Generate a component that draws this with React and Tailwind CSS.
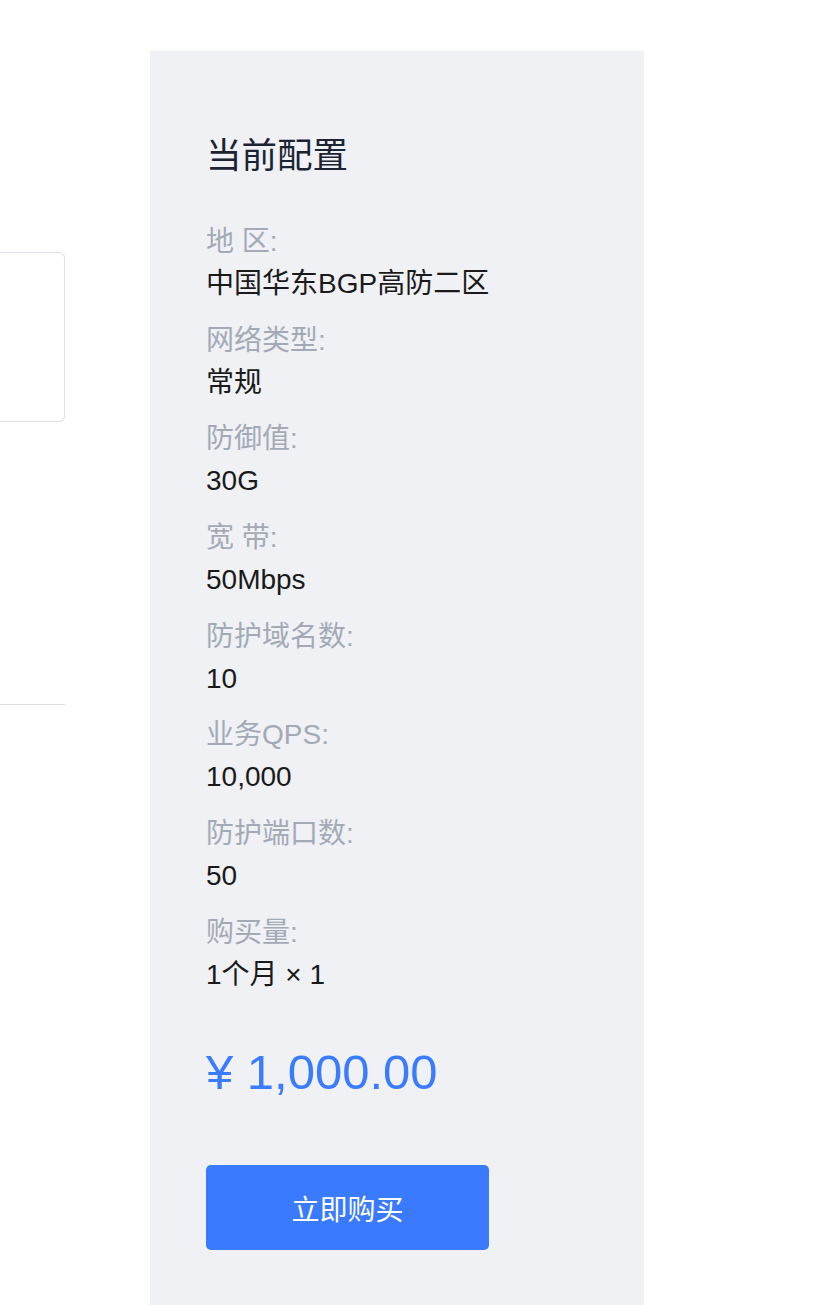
export default function App() {
  const items = [
    ["地 区:", "中国华东BGP高防二区"],
    ["网络类型:", "常规"],
    ["防御值:", "30G"],
    ["宽 带:", "50Mbps"],
    ["防护域名数:", "10"],
    ["业务QPS:", "10,000"],
    ["防护端口数:", "50"],
    ["购买量:", "1个月 × 1"],
  ];
  return (
    <div
      className="flex w-[814px] h-[1305px] overflow-hidden bg-white"
      style={{ fontFamily: '"Liberation Sans", "Noto Sans CJK SC", sans-serif' }}
    >
      <div className="w-[65px] shrink-0 pt-[252px]">
        <div className="h-[170px] border border-l-0 border-[#dcdfe6] rounded-r-[6px]"></div>
        <div className="mt-[282px] h-px bg-[#dcdfe6]"></div>
      </div>
      <div className="ml-[85px] mt-[51px] w-[494px] h-[1254px] shrink-0 bg-[#eff1f5] pl-[56px] pt-[78px]">
        <div className="text-[35.5px] leading-[54px] text-[#1c2333]">当前配置</div>
        <div className="mt-[38px]">
          {items.map(([k, v]) => (
            <div key={k} className="mb-[14.7px]">
              <div className="text-[28px] leading-[42px] text-[#a3aab5]">{k}</div>
              <div className="text-[28px] leading-[42px] text-[#1a1a1a]">{v}</div>
            </div>
          ))}
        </div>
        <div className="mt-[40px] text-[49px] leading-[72px] text-[#3b7bfd]">¥ 1,000.00</div>
        <button className="mt-[57px] w-[283px] h-[85px] pt-[7px] rounded-[5px] bg-[#3a7afe] text-white text-[28px] flex items-center justify-center">
          立即购买
        </button>
      </div>
    </div>
  );
}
---
DIRECTIONS FOR THIS TASK —
Output the data exactly. Pictures don't belong in the result.

RESULT BELOW —
Generate a component that draws this with React and Tailwind CSS.
export default function App() {
  const items = [
    ["地 区:", "中国华东BGP高防二区"],
    ["网络类型:", "常规"],
    ["防御值:", "30G"],
    ["宽 带:", "50Mbps"],
    ["防护域名数:", "10"],
    ["业务QPS:", "10,000"],
    ["防护端口数:", "50"],
    ["购买量:", "1个月 × 1"],
  ];
  return (
    <div
      className="flex w-[814px] h-[1305px] overflow-hidden bg-white"
      style={{ fontFamily: '"Liberation Sans", "Noto Sans CJK SC", sans-serif' }}
    >
      <div className="w-[65px] shrink-0 pt-[252px]">
        <div className="h-[170px] border border-l-0 border-[#dcdfe6] rounded-r-[6px]"></div>
        <div className="mt-[282px] h-px bg-[#dcdfe6]"></div>
      </div>
      <div className="ml-[85px] mt-[51px] w-[494px] h-[1254px] shrink-0 bg-[#eff1f5] pl-[56px] pt-[78px]">
        <div className="text-[35.5px] leading-[54px] text-[#1c2333]">当前配置</div>
        <div className="mt-[38px]">
          {items.map(([k, v]) => (
            <div key={k} className="mb-[14.7px]">
              <div className="text-[28px] leading-[42px] text-[#a3aab5]">{k}</div>
              <div className="text-[28px] leading-[42px] text-[#1a1a1a]">{v}</div>
            </div>
          ))}
        </div>
        <div className="mt-[40px] text-[49px] leading-[72px] text-[#3b7bfd]">¥ 1,000.00</div>
        <button className="mt-[57px] w-[283px] h-[85px] pt-[7px] rounded-[5px] bg-[#3a7afe] text-white text-[28px] flex items-center justify-center">
          立即购买
        </button>
      </div>
    </div>
  );
}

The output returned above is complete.